EXERCISE: Show all lines holding the string "component".

RECORD SET:
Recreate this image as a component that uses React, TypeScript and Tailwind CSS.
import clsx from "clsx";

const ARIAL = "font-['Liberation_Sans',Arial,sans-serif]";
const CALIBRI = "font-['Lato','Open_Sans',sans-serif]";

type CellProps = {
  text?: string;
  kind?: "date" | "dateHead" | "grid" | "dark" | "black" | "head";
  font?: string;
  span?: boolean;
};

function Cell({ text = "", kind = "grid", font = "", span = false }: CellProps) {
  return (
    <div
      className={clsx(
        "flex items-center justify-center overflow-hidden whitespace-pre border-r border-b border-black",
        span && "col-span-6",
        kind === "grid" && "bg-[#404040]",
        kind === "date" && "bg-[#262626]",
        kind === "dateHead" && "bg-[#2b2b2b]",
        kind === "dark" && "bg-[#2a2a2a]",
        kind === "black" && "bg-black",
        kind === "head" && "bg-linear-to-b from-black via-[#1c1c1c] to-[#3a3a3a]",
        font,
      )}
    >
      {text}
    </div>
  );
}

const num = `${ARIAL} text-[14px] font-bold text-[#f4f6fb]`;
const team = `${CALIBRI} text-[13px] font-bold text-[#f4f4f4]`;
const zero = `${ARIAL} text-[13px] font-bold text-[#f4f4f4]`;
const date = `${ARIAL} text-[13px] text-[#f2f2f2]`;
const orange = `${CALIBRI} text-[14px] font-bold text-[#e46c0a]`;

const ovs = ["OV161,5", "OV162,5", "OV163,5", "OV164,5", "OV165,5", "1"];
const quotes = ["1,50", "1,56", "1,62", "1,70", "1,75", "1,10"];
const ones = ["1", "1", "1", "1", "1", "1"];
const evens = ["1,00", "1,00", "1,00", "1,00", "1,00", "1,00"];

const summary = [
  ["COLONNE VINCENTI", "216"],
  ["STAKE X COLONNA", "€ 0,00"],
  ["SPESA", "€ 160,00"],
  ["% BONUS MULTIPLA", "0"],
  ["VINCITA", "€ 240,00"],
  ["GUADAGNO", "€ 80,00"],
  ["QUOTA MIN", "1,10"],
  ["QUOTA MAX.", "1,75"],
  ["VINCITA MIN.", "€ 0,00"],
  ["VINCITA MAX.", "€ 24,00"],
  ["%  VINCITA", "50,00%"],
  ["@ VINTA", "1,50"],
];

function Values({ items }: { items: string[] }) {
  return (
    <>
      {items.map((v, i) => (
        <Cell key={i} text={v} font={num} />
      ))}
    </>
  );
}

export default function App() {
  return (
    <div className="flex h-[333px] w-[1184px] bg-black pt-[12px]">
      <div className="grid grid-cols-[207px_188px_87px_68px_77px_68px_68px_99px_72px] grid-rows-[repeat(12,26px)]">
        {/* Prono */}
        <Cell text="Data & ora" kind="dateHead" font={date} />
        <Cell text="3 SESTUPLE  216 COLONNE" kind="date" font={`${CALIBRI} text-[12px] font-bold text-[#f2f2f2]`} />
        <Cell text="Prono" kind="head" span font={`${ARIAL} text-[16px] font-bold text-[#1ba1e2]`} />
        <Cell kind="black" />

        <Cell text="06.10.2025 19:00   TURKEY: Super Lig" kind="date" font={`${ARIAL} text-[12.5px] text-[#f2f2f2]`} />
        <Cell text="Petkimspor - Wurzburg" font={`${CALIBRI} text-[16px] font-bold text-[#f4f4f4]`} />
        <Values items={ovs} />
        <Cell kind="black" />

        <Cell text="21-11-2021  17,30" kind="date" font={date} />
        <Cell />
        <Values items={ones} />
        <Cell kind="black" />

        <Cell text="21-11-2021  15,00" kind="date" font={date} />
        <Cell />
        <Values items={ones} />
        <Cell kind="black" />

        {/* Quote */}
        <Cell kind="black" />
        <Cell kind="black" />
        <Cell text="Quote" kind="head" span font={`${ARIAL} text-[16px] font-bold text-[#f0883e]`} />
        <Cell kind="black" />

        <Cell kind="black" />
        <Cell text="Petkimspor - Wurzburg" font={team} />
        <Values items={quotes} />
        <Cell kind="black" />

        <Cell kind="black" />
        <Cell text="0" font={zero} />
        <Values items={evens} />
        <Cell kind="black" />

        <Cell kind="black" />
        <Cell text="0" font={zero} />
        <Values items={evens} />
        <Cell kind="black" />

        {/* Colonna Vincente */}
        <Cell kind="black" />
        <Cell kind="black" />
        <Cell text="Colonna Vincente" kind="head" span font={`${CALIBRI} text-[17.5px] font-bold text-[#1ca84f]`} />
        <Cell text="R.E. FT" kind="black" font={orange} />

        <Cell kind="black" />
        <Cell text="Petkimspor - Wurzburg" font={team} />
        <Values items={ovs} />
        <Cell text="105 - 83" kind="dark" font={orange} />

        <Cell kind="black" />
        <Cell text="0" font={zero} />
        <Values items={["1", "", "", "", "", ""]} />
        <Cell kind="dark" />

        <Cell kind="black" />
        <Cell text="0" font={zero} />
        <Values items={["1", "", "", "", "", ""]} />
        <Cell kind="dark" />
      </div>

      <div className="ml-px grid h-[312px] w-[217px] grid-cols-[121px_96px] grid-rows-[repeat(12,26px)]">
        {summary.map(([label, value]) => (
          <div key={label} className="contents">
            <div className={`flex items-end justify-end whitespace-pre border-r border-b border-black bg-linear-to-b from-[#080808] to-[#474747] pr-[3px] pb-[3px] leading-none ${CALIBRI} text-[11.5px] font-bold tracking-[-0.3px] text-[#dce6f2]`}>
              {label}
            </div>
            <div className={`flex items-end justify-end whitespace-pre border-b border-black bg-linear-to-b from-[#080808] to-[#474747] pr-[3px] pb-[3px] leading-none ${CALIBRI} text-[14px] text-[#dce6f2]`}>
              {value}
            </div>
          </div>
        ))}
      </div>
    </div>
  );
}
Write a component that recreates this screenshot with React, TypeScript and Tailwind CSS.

ANSWER TO THE EXERCISE:
Recreate this image as a component that uses React, TypeScript and Tailwind CSS.
Write a component that recreates this screenshot with React, TypeScript and Tailwind CSS.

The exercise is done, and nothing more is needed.